### EXERCISE BRIEF
Find every line in the records that holds the string "TypeScript". Copy each one.
==== INFORMATION PROVIDED
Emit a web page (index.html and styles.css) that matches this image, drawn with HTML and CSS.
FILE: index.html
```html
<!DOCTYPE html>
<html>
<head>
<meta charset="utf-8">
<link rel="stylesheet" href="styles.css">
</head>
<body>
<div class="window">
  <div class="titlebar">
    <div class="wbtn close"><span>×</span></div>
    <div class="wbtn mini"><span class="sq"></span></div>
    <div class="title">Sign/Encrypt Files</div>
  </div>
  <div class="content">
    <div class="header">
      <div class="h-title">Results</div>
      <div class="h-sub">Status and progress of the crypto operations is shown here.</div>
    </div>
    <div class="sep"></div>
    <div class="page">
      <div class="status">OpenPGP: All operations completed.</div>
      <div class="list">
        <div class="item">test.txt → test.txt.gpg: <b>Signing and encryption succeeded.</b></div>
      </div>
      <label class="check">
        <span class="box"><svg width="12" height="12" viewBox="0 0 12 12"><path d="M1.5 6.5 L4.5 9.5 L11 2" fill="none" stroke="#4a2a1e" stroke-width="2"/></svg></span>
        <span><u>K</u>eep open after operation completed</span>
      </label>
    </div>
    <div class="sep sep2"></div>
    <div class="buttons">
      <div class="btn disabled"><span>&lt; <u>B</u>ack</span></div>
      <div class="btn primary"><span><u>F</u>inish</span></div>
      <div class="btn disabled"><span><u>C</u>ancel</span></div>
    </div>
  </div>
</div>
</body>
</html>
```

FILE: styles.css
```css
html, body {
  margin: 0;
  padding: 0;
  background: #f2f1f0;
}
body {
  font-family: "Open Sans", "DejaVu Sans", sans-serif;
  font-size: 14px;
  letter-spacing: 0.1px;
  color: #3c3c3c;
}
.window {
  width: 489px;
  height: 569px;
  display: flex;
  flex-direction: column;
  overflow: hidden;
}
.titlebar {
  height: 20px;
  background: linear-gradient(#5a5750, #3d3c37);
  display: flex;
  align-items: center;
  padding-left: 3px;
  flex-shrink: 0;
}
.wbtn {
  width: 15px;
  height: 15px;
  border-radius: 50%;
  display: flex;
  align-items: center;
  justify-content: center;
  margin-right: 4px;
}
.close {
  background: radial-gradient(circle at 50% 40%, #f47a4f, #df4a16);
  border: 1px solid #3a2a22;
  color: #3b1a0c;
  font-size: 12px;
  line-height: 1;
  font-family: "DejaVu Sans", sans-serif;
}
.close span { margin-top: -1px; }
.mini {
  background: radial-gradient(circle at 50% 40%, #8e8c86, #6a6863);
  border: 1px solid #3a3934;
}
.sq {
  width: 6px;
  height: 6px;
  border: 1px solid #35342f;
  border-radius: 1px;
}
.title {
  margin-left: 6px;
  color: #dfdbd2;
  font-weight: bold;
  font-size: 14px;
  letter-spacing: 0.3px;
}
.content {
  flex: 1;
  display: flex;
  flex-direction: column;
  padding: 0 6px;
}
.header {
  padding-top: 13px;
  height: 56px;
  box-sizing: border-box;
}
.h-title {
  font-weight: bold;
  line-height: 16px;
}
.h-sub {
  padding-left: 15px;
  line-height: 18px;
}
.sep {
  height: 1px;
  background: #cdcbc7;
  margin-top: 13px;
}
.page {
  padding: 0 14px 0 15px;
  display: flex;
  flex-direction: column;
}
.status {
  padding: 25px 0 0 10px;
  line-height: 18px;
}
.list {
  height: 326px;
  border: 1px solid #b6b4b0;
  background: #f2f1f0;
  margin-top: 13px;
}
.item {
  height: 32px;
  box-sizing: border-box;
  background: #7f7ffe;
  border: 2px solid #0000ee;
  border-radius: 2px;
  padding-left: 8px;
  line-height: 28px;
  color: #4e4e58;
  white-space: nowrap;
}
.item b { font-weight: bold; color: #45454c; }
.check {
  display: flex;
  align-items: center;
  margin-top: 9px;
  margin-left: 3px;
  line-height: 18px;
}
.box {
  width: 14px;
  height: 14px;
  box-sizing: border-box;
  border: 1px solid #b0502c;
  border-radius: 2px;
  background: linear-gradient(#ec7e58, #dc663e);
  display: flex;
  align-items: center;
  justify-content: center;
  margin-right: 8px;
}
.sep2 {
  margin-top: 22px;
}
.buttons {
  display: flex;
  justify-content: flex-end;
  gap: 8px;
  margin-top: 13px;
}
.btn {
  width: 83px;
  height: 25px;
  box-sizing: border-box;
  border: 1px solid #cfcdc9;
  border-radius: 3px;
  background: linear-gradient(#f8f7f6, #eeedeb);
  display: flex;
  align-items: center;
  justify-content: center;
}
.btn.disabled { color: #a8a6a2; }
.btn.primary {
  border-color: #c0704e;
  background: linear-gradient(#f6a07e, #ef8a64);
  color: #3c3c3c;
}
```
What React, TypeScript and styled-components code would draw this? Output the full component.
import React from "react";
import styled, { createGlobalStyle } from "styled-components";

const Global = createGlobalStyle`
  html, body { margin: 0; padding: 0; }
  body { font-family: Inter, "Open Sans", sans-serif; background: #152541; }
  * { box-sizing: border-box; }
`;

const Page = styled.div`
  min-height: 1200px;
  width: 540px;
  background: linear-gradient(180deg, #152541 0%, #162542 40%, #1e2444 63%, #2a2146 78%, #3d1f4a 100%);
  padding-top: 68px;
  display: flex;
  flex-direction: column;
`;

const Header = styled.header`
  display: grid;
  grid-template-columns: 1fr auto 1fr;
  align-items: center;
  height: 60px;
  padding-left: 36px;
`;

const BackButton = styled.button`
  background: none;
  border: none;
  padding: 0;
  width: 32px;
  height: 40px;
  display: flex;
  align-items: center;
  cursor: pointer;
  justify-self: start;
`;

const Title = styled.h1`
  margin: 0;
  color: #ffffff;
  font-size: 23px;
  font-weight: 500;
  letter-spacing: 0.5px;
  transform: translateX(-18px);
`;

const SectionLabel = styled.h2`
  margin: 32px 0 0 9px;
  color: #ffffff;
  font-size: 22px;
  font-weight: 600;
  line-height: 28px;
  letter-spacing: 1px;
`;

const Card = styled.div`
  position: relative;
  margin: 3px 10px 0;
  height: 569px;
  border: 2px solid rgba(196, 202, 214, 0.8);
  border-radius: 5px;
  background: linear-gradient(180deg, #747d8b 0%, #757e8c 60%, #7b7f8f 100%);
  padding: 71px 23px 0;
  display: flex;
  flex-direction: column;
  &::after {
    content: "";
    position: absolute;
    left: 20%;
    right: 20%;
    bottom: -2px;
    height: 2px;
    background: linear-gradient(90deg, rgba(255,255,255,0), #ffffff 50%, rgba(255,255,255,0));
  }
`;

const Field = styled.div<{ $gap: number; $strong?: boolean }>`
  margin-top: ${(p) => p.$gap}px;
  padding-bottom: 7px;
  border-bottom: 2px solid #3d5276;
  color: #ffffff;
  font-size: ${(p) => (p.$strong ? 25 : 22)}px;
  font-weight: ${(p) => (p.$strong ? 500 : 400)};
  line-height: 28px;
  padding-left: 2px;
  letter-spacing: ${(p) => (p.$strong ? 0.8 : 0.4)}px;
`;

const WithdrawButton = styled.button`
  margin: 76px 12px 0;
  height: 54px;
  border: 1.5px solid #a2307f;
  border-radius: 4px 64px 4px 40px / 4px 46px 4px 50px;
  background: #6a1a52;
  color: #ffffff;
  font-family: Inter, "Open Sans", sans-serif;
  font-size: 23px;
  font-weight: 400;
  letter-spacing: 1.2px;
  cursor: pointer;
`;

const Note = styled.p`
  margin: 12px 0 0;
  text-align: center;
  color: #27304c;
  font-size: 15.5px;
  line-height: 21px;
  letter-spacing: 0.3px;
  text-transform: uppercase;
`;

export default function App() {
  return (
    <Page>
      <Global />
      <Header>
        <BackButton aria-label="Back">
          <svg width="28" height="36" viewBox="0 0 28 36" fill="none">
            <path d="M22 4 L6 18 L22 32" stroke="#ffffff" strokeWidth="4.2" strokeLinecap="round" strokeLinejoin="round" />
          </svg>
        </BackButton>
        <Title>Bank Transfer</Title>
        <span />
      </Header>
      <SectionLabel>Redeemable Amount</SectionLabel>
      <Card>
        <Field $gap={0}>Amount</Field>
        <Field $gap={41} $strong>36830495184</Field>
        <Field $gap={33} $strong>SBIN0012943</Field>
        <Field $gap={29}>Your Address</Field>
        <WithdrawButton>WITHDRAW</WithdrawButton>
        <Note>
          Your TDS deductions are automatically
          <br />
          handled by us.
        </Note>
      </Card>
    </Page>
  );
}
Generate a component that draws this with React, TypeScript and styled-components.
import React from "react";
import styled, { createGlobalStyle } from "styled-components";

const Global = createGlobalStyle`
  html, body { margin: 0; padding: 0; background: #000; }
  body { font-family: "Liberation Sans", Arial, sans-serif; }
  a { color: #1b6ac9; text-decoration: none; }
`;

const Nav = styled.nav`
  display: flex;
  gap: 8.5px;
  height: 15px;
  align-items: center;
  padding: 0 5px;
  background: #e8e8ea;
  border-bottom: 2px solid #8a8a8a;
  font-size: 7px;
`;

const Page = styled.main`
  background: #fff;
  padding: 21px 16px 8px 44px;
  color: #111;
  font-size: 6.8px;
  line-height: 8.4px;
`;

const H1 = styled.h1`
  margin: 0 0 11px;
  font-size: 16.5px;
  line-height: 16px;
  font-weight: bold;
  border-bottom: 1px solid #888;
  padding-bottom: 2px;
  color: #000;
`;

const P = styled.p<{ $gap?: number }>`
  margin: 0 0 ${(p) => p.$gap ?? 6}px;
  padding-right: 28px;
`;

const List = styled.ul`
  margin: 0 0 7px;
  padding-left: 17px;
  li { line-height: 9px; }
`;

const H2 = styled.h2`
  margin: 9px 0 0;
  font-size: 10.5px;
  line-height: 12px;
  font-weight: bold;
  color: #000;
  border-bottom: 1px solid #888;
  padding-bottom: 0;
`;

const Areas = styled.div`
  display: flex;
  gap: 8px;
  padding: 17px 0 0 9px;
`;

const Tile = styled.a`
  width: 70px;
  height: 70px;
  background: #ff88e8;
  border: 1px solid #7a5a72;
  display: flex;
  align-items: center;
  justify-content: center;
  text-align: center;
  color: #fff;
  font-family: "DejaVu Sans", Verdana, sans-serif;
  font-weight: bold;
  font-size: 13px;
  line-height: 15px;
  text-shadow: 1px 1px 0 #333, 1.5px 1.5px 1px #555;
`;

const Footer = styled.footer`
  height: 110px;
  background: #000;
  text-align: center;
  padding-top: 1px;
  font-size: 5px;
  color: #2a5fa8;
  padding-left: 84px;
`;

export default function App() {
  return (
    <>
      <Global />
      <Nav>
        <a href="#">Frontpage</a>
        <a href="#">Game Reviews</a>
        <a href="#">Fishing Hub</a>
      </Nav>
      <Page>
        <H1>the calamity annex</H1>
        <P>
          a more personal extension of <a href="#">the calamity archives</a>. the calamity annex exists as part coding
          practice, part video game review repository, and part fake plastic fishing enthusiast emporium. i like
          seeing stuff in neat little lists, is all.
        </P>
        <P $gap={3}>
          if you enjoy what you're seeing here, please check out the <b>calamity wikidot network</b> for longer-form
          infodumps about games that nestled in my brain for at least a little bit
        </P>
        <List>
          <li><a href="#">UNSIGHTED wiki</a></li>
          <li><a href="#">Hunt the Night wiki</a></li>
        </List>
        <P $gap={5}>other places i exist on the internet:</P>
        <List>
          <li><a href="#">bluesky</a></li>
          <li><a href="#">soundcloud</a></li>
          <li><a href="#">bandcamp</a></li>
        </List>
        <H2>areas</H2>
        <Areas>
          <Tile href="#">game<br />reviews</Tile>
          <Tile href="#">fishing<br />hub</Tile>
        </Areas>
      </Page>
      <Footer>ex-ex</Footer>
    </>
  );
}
========
### EXERCISE RESULT
What React, TypeScript and styled-components code would draw this? Output the full component.
Generate a component that draws this with React, TypeScript and styled-components.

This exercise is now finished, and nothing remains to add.